== Data entries ==
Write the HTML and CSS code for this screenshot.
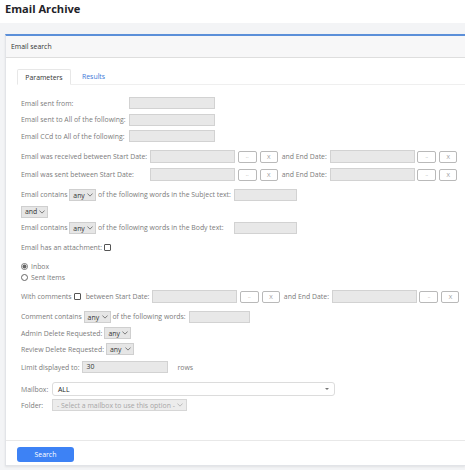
FILE: index.html
```html
<!DOCTYPE html>
<html>
<head>
<meta charset="utf-8">
<link rel="stylesheet" href="styles.css">
</head>
<body>
<div class="topbar"><h1 class="title">Email Archive</h1></div>
<div class="page">
  <div class="card">
    <div class="card-header">Email search</div>
    <div class="card-body">
      <div class="tabs">
        <div class="tab active">Parameters</div>
        <div class="tab link">Results</div>
      </div>
      <div class="form">
        <div class="grid grid-people">
          <span class="lbl">Email sent from:</span><span class="inp w86"></span>
          <span class="lbl">Email sent to All of the following:</span><span class="inp w86"></span>
          <span class="lbl">Email CCd to All of the following:</span><span class="inp w86"></span>
        </div>

        <div class="grid grid-dates">
          <span class="lbl">Email was received between Start Date:</span>
          <span class="daterow">
            <span class="inp date"></span><span class="btn">..</span><span class="btn x">X</span>
            <span class="lbl and">and End Date:</span>
            <span class="inp date"></span><span class="btn">..</span><span class="btn x">X</span>
          </span>
          <span class="lbl">Email was sent between Start Date:</span>
          <span class="daterow">
            <span class="inp date"></span><span class="btn">..</span><span class="btn x">X</span>
            <span class="lbl and">and End Date:</span>
            <span class="inp date"></span><span class="btn">..</span><span class="btn x">X</span>
          </span>
        </div>

        <div class="grid grid-words">
          <span class="lbl">Email contains <span class="sel">any<svg class="chev" viewBox="0 0 8 5"><path d="M0.5 0.5 L4 4 L7.5 0.5"/></svg></span> of the following words in the Subject text:</span>
          <span class="inp w63"></span>
          <span class="span2"><span class="sel">and<svg class="chev" viewBox="0 0 8 5"><path d="M0.5 0.5 L4 4 L7.5 0.5"/></svg></span></span>
          <span class="lbl">Email contains <span class="sel">any<svg class="chev" viewBox="0 0 8 5"><path d="M0.5 0.5 L4 4 L7.5 0.5"/></svg></span> of the following words in the Body text:</span>
          <span class="inp w63"></span>
        </div>

        <div class="line attach"><span class="lbl">Email has an attachment:</span><span class="check"></span></div>

        <div class="radios">
          <div class="line radio-line"><span class="radio checked"></span><span class="lbl">Inbox</span></div>
          <div class="line radio-line"><span class="radio"></span><span class="lbl">Sent Items</span></div>
        </div>

        <div class="line comments">
          <span class="lbl">With comments</span><span class="check"></span>
          <span class="lbl between">between Start Date:</span>
          <span class="daterow">
            <span class="inp date"></span><span class="btn">..</span><span class="btn x">X</span>
            <span class="lbl and">and End Date:</span>
            <span class="inp date"></span><span class="btn">..</span><span class="btn x">X</span>
          </span>
        </div>

        <div class="line contains"><span class="lbl">Comment contains <span class="sel">any<svg class="chev" viewBox="0 0 8 5"><path d="M0.5 0.5 L4 4 L7.5 0.5"/></svg></span> of the following words:</span><span class="inp w61"></span></div>
        <div class="line admin"><span class="lbl">Admin Delete Requested:</span><span class="sel">any<svg class="chev" viewBox="0 0 8 5"><path d="M0.5 0.5 L4 4 L7.5 0.5"/></svg></span></div>
        <div class="line review"><span class="lbl">Review Delete Requested:</span><span class="sel">any<svg class="chev" viewBox="0 0 8 5"><path d="M0.5 0.5 L4 4 L7.5 0.5"/></svg></span></div>
        <div class="line limit"><span class="lbl">Limit displayed to:</span><span class="inp w86 val">30</span><span class="lbl rows">rows</span></div>

        <div class="grid grid-mailbox">
          <span class="lbl">Mailbox:</span>
          <span class="mailbox">ALL<svg class="caret" viewBox="0 0 6 3"><path d="M0 0 L6 0 L3 3 Z"/></svg></span>
          <span class="lbl">Folder:</span>
          <span class="folder">- Select a mailbox to use this option -<svg class="chev light" viewBox="0 0 8 5"><path d="M0.5 0.5 L4 4 L7.5 0.5"/></svg></span>
        </div>
      </div>
    </div>
    <div class="card-footer"><span class="search">Search</span></div>
  </div>
</div>
</body>
</html>
```

FILE: styles.css
```css
* { box-sizing: border-box; }
html, body { margin: 0; padding: 0; }
body {
  font-family: "Open Sans", "Noto Sans", sans-serif;
  font-size: 6.9px;
  color: #7b7b7b;
  background: #f3f4f6;
  width: 465px;
  height: 470px;
  overflow: hidden;
}
.topbar {
  background: #fff;
  height: 23px;
  padding: 1px 0 0 5px;
}
.title {
  margin: 0;
  font-size: 11.1px;
  font-weight: 700;
  color: #1f2329;
  line-height: 16px;
}
.page {
  padding: 11px 0 0 5px;
}
.card {
  background: #fff;
  border-top: 2px solid #5b8fd9;
  border-left: 1px solid #e2e4e8;
  border-bottom: 1px solid #e2e4e8;
  height: 432px;
  box-shadow: 0 1px 2px rgba(0,0,0,0.08);
}
.card-header {
  height: 22px;
  background: #f7f7f8;
  border-bottom: 1px solid #dedede;
  color: #333;
  line-height: 21px;
  padding-left: 5px;
}
.card-body {
  padding: 11px 0 0 11px;
  height: 383px;
  border-bottom: 1px solid #e8e8e8;
}
.tabs {
  display: flex;
  border-bottom: 1px solid #efefef;
  height: 16px;
}
.tab {
  height: 16px;
  line-height: 15px;
  padding: 0 10px;
}
.tab.active {
  color: #333;
  background: #fff;
  border: 1px solid #e7e7e7;
  border-bottom-color: #fff;
  border-radius: 2px 2px 0 0;
  width: 54px;
  text-align: center;
  padding: 0;
}
.tab.link { color: #3b78d8; padding-left: 11px; }

.form {
  padding: 12px 0 0 4px;
}
.lbl { white-space: nowrap; }
.grid {
  display: grid;
  align-items: center;
  justify-content: start;
}
.grid-people {
  grid-template-columns: auto auto;
  grid-auto-rows: 12px;
  row-gap: 4.5px;
  column-gap: 3px;
}
.grid-dates {
  margin-top: 8px;
  grid-template-columns: auto auto;
  grid-auto-rows: 13px;
  row-gap: 5px;
  column-gap: 3px;
}
.grid-words {
  margin-top: 8px;
  grid-template-columns: auto auto;
  grid-auto-rows: 12px;
  row-gap: 4.5px;
  column-gap: 3px;
}
.span2 { grid-column: 1 / 3; }

.inp {
  display: inline-block;
  height: 12px;
  background: #e8e8e8;
  border: 1px solid #d2d2d2;
}
.w86 { width: 86px; }
.w63 { width: 63px; }
.w61 { width: 61px; }
.date { width: 85px; height: 13px; }
.daterow {
  display: flex;
  align-items: center;
}
.btn {
  display: inline-flex;
  align-items: center;
  justify-content: center;
  width: 19px;
  height: 12px;
  margin-left: 2.5px;
  border: 1px solid #b9b9b9;
  border-radius: 2px;
  background: #fff;
  color: #999;
  font-size: 5px;
  line-height: 1;
}
.btn.x { width: 18px; font-size: 6px; margin-left: 3px; }
.lbl.and { margin: 0 3px 0 4px; }

.sel {
  display: inline-flex;
  align-items: center;
  justify-content: space-between;
  width: 27px;
  height: 12px;
  padding: 0 2px 0 3px;
  background: #e6e6e6;
  border: 1px solid #cfcfcf;
  color: #333;
  vertical-align: middle;
}
.chev {
  width: 6px;
  height: 4px;
  fill: none;
  stroke: #555;
  stroke-width: 1;
}
.chev.light { stroke: #aaa; }

.line {
  display: flex;
  align-items: center;
  height: 12px;
}
.check {
  display: inline-block;
  width: 7px;
  height: 7px;
  border: 1px solid #555;
  border-radius: 1px;
  margin-left: 2px;
  background: #fff;
}
.attach { margin-top: 7px; }
.radios { margin-top: 8px; }
.radio-line { height: 10px; margin-bottom: 1px; }
.radio {
  display: inline-block;
  width: 7px;
  height: 7px;
  border: 1px solid #666;
  border-radius: 50%;
  margin-right: 3px;
  background: #fff;
}
.radio.checked { border-color: #777; background: radial-gradient(circle, #666 0 1.8px, #fff 2.2px); }

.comments { margin-top: 8px; height: 13px; }
.lbl.between { margin: 0 3px 0 5px; }
.contains { margin-top: 8px; }
.contains .inp { margin-left: 3px; }
.admin { margin-top: 4px; }
.admin .sel { margin-left: 2px; }
.review { margin-top: 4px; }
.review .sel { margin-left: 2px; width: 28px; }
.limit { margin-top: 6px; }
.limit .inp { margin-left: 3px; }
.val { color: #333; padding-left: 3px; line-height: 10px; }
.lbl.rows { margin-left: 9px; }

.grid-mailbox {
  margin-top: 9px;
  grid-template-columns: 31px auto;
  row-gap: 3px;
}
.mailbox {
  display: flex;
  align-items: center;
  justify-content: space-between;
  width: 283px;
  height: 14px;
  border: 1px solid #dcdcdc;
  border-radius: 3px;
  background: #fff;
  color: #222;
  padding: 0 5px 0 5px;
}
.caret { width: 4px; height: 2px; fill: #777; }
.folder {
  display: flex;
  align-items: center;
  justify-content: space-between;
  width: 135px;
  height: 12px;
  border: 1px solid #d6d6d6;
  background: #ececec;
  color: #a6a6a6;
  padding: 0 3px 0 4px;
}

.card-footer {
  padding: 6px 0 0 11px;
}
.search {
  display: inline-flex;
  align-items: center;
  justify-content: center;
  width: 57px;
  height: 15px;
  background: #3d82f5;
  border-radius: 3px;
  color: #fff;
}
```
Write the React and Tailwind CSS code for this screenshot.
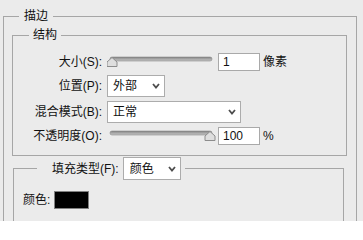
import React from "react";

// Photoshop "描边" layer style panel

function Chevron() {
  return (
    <svg width="8" height="6" viewBox="0 0 8 6" className="shrink-0">
      <polyline points="1,1 4,4.5 7,1" fill="none" stroke="#4d4d4d" strokeWidth="1.8" />
    </svg>
  );
}

function Select({ value, width }) {
  return (
    <div
      className={`${width} h-[22px] flex items-center justify-between bg-white border border-[#acacac] pl-[5px] pr-[4px]`}
    >
      <span className="leading-[14px]">{value}</span>
      <Chevron />
    </div>
  );
}

function Slider({ pos }) {
  // pos = thumb centre in px from svg left
  const t = pos;
  return (
    <svg width="112" height="18" viewBox="0 0 112 18" className="shrink-0">
      <defs>
        <linearGradient id="trk" x1="0" y1="0" x2="0" y2="1">
          <stop offset="0" stopColor="#7d7d7d" />
          <stop offset="0.5" stopColor="#a8a8a8" />
          <stop offset="1" stopColor="#c4c4c4" />
        </linearGradient>
      </defs>
      <rect x="3" y="4" width="102" height="4" rx="2" fill="url(#trk)" stroke="#8a8a8a" strokeWidth="0.6" />
      <polygon
        points={`${t},4.5 ${t + 5},9 ${t + 5},13.5 ${t - 5},13.5 ${t - 5},9`}
        fill="#dedede"
        stroke="#8c8c8c"
        strokeWidth="1"
      />
    </svg>
  );
}

function ValueBox({ value }) {
  return (
    <input
      readOnly
      value={value}
      className="w-[42px] h-[18px] bg-white border border-[#a9a9a9] pl-[4px] text-[12px] leading-[16px] outline-none"
    />
  );
}

function Row({ label, children }) {
  return (
    <div className="flex items-center">
      <div className="w-[89px] text-right whitespace-nowrap leading-[14px]">{label}</div>
      <div className="ml-[5px] flex items-center">{children}</div>
    </div>
  );
}

export default function App() {
  return (
    <div className="w-[363px] h-[221px] overflow-hidden bg-[#ebebeb] text-[12px] text-[#111] font-['Liberation_Sans','Noto_Sans_CJK_SC',sans-serif]">
      <fieldset className="ml-[3px] mt-[9px] w-[354px] h-[260px] border border-[#a6a6a6]">
        <legend className="ml-[15px] px-[5px] leading-[14px] mb-[4px]">描边</legend>

        <fieldset className="ml-[8px] mt-[1px] w-[335px] border border-[#a6a6a6] pt-[7px] pb-[10px]">
          <legend className="ml-[16px] px-[4px] leading-[14px] mb-[4px]">结构</legend>
          <div className="flex flex-col gap-[4px]">
            <Row label="大小(S):">
              <Slider pos={5} />
              <div className="ml-[-1px]">
                <ValueBox value="1" />
              </div>
              <span className="ml-[3px] leading-[14px]">像素</span>
            </Row>
            <Row label="位置(P):">
              <Select value="外部" width="w-[58px]" />
            </Row>
            <Row label="混合模式(B):">
              <Select value="正常" width="w-[134px]" />
            </Row>
            <Row label="不透明度(O):">
              <Slider pos={103} />
              <div className="ml-[-1px]">
                <ValueBox value="100" />
              </div>
              <span className="ml-[3px] leading-[14px]">%</span>
            </Row>
          </div>
        </fieldset>

        <fieldset className="ml-[9px] mt-[1px] w-[331px] border border-[#a6a6a6] pl-[9px] pt-[11px] pb-[30px]">
          <legend className="ml-[14px] pl-[15px] pr-[4px] mt-[6px] flex items-center gap-[4px]">
            <span className="leading-[14px]">填充类型(F):</span>
            <div className="w-[58px] h-[23px] flex items-center justify-between bg-white border border-[#acacac] pl-[6px] pr-[4px]">
              <span className="leading-[14px]">颜色</span>
              <Chevron />
            </div>
          </legend>
          <div className="flex items-center">
            <span className="leading-[14px]">颜色:</span>
            <div className="ml-[4px] w-[35px] h-[18px] bg-black border border-[#808080]" />
          </div>
        </fieldset>
      </fieldset>
    </div>
  );
}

== The exercise ==
Find the lines that include the string "this", then copy each of them.

== Solution to the problem ==
Write the HTML and CSS code for this screenshot.
          <span class="folder">- Select a mailbox to use this option -<svg class="chev light" viewBox="0 0 8 5"><path d="M0.5 0.5 L4 4 L7.5 0.5"/></svg></span>
Write the React and Tailwind CSS code for this screenshot.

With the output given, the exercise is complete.